Effect lifting. The patch-fusion pass that batches multiple chain-writes into a single document walk.
Engine. A JetroEngine — a long-lived handle that caches parsed and
compiled queries for reuse across documents.
F-string. f"text {expr}" — string with embedded expression
interpolation.
Field chain. A path of pure field accesses, e.g. $.a.b.c. Recognised
by the planner and routed to fast tape backends.
Jetro. Single-document handle. Jetro::from_bytes(bytes)?.collect(q).
JetroEngine. Multi-document handle with plan/VM caches.
Lambda. A small function value: @, r => body, lambda r: body. All
three forms compile identically.
Maranget tree. The decision-tree compilation strategy used for pattern matching. Cross-arm sharing of common discriminant tests.

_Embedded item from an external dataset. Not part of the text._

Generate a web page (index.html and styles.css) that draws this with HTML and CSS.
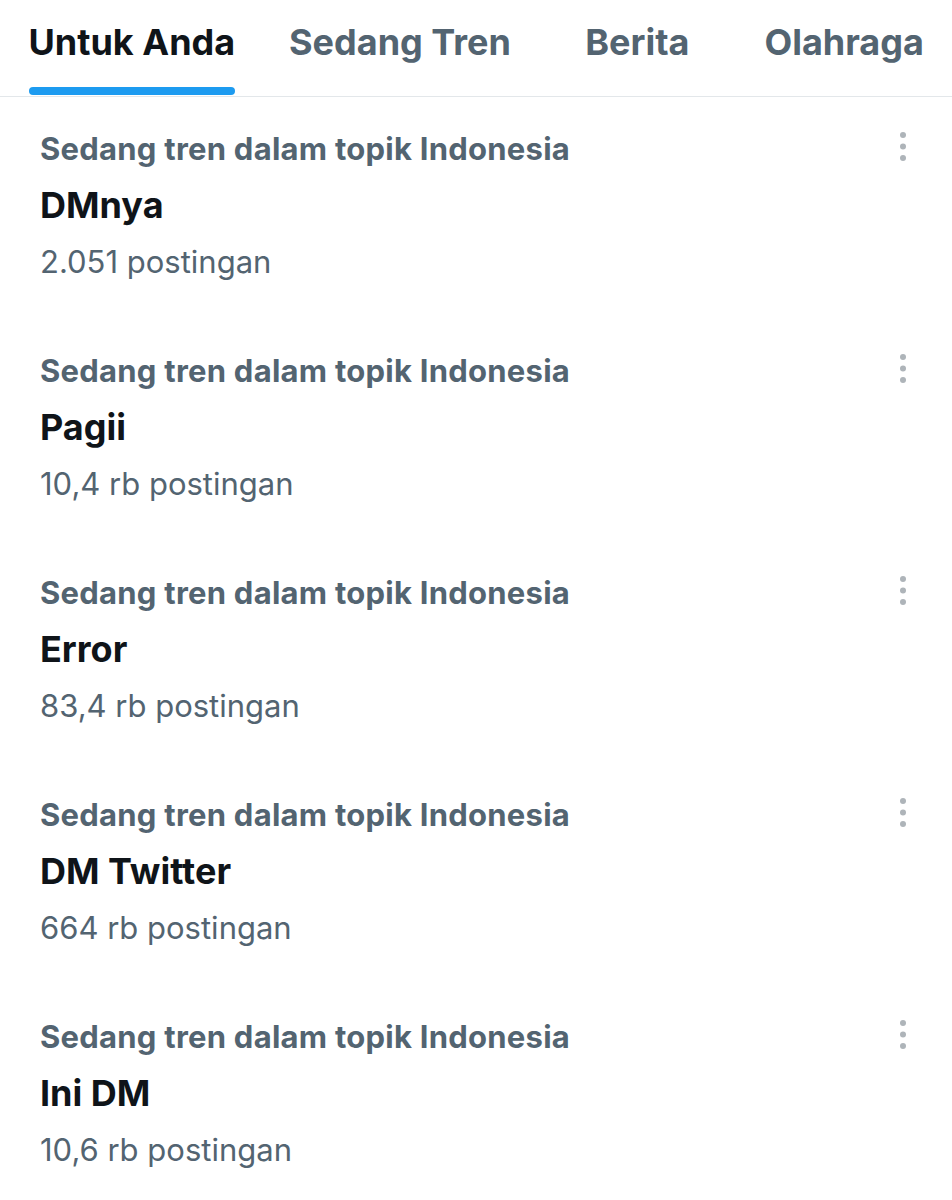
FILE: index.html
```html
<!DOCTYPE html>
<html lang="id">
<head>
<meta charset="utf-8">
<title>Jelajahi</title>
<link rel="stylesheet" href="styles.css">
</head>
<body>
<nav class="tabs">
  <div class="tab tab-active"><span class="tab-inner"><span class="tab-label">Untuk Anda</span><span class="tab-bar"></span></span></div>
  <div class="tab"><span class="tab-inner"><span class="tab-label">Sedang Tren</span><span class="tab-bar"></span></span></div>
  <div class="tab"><span class="tab-inner"><span class="tab-label">Berita</span><span class="tab-bar"></span></span></div>
  <div class="tab"><span class="tab-inner"><span class="tab-label">Olahraga</span><span class="tab-bar"></span></span></div>
</nav>
<main class="trends">
  <div class="trend">
    <div class="trend-text">
      <div class="trend-cat">Sedang tren dalam topik Indonesia</div>
      <div class="trend-title">DMnya</div>
      <div class="trend-count">2.051 postingan</div>
    </div>
    <svg class="more" viewBox="0 0 12 36" width="12" height="36"><circle cx="6" cy="6" r="3"/><circle cx="6" cy="17.5" r="3"/><circle cx="6" cy="29" r="3"/></svg>
  </div>
  <div class="trend">
    <div class="trend-text">
      <div class="trend-cat">Sedang tren dalam topik Indonesia</div>
      <div class="trend-title">Pagii</div>
      <div class="trend-count">10,4 rb postingan</div>
    </div>
    <svg class="more" viewBox="0 0 12 36" width="12" height="36"><circle cx="6" cy="6" r="3"/><circle cx="6" cy="17.5" r="3"/><circle cx="6" cy="29" r="3"/></svg>
  </div>
  <div class="trend">
    <div class="trend-text">
      <div class="trend-cat">Sedang tren dalam topik Indonesia</div>
      <div class="trend-title">Error</div>
      <div class="trend-count">83,4 rb postingan</div>
    </div>
    <svg class="more" viewBox="0 0 12 36" width="12" height="36"><circle cx="6" cy="6" r="3"/><circle cx="6" cy="17.5" r="3"/><circle cx="6" cy="29" r="3"/></svg>
  </div>
  <div class="trend">
    <div class="trend-text">
      <div class="trend-cat">Sedang tren dalam topik Indonesia</div>
      <div class="trend-title">DM Twitter</div>
      <div class="trend-count">664 rb postingan</div>
    </div>
    <svg class="more" viewBox="0 0 12 36" width="12" height="36"><circle cx="6" cy="6" r="3"/><circle cx="6" cy="17.5" r="3"/><circle cx="6" cy="29" r="3"/></svg>
  </div>
  <div class="trend">
    <div class="trend-text">
      <div class="trend-cat">Sedang tren dalam topik Indonesia</div>
      <div class="trend-title">Ini DM</div>
      <div class="trend-count">10,6 rb postingan</div>
    </div>
    <svg class="more" viewBox="0 0 12 36" width="12" height="36"><circle cx="6" cy="6" r="3"/><circle cx="6" cy="17.5" r="3"/><circle cx="6" cy="29" r="3"/></svg>
  </div>
</main>
</body>
</html>
```
FILE: styles.css
```css
* { box-sizing: border-box; }
html, body {
  margin: 0;
  padding: 0;
  background: #ffffff;
}
body {
  font-family: Inter, "Noto Sans", sans-serif;
  color: #0f1419;
  width: 952px;
  overflow: hidden;
}
.tabs {
  display: flex;
  padding-top: 20px;
  padding-bottom: 1px;
  border-bottom: 1px solid #e3e7ea;
}
.tab {
  display: flex;
  justify-content: center;
  padding: 0 30px;
  min-width: 198px;
}
.tab:first-child { padding-left: 31px; padding-right: 29px; }
.tab-inner {
  display: inline-flex;
  flex-direction: column;
}
.tab-label {
  font-size: 36px;
  font-weight: 700;
  line-height: 44px;
  color: #536471;
  white-space: nowrap;
}
.tab-bar {
  margin-top: 23px;
  height: 8px;
  border-radius: 4px;
  background: transparent;
}
.tab-active .tab-label { color: #0f1419; }
.tab-active .tab-bar { background: #1d9bf0; }

.trend {
  display: flex;
  justify-content: space-between;
  align-items: flex-start;
  padding: 27px 43px 0 40px;
  height: 222px;
}
.trend-text {
  display: flex;
  flex-direction: column;
}
.trend-cat {
  font-size: 31px;
  line-height: 50px;
  font-weight: 700;
  letter-spacing: 0.25px;
  color: #536471;
}
.trend-title {
  font-size: 36px;
  line-height: 62px;
  font-weight: 700;
  color: #0f1419;
}
.trend-count {
  font-size: 31px;
  line-height: 52px;
  font-weight: 400;
  color: #536471;
}
.more {
  fill: #aeb4b9;
  margin-top: 5px;
}
```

Patch. The internal write operation. Generated by both patch $ { … }
blocks and chain-write classification.
Patch fusion. The optimizer pass that batches multiple writes into a single walk.
Pipeline. The streaming execution model: Source → Stage* → Sink. One
element at a time.
Plan / Logical Plan. Tree-shaped IR between AST and bytecode. Lives in
ir/logical.rs.
Plan cache. A cache in JetroEngine that maps (query, context) to a
compiled Pipeline. Default capacity 256.
Pull demand. The first lane of Demand: how many inputs must be read.
Variants: All, FirstInput(n), LastInput(n), NthInput(i),
UntilOutput(n).
Quantifier. A postfix operator on a path step. ? = optional,
! = exactly-one.
Sink. The terminal stage of a pipeline. Reducers, positional, and implicit collectors.
Source. The first stage of a pipeline. Usually a path or array literal.
Streaming. Per-element execution; no buffering.
Tape. The simd-json output: a flat array of tokens describing structural positions in the JSON byte buffer. Used for zero-copy access.
Val. The internal value type. Arc-wrapped compound nodes ensure cheap
clones.
Value need. The second lane of Demand: how much of each row's content
is required. Variants: None, Predicate, Projection, Numeric,
Whole.
View. A ValueView — borrowed read-only access to a value.
VM. The bytecode executor. Used as the universal fallback backend; also provides the path-cache.
Write fusion. Same as patch fusion. See above.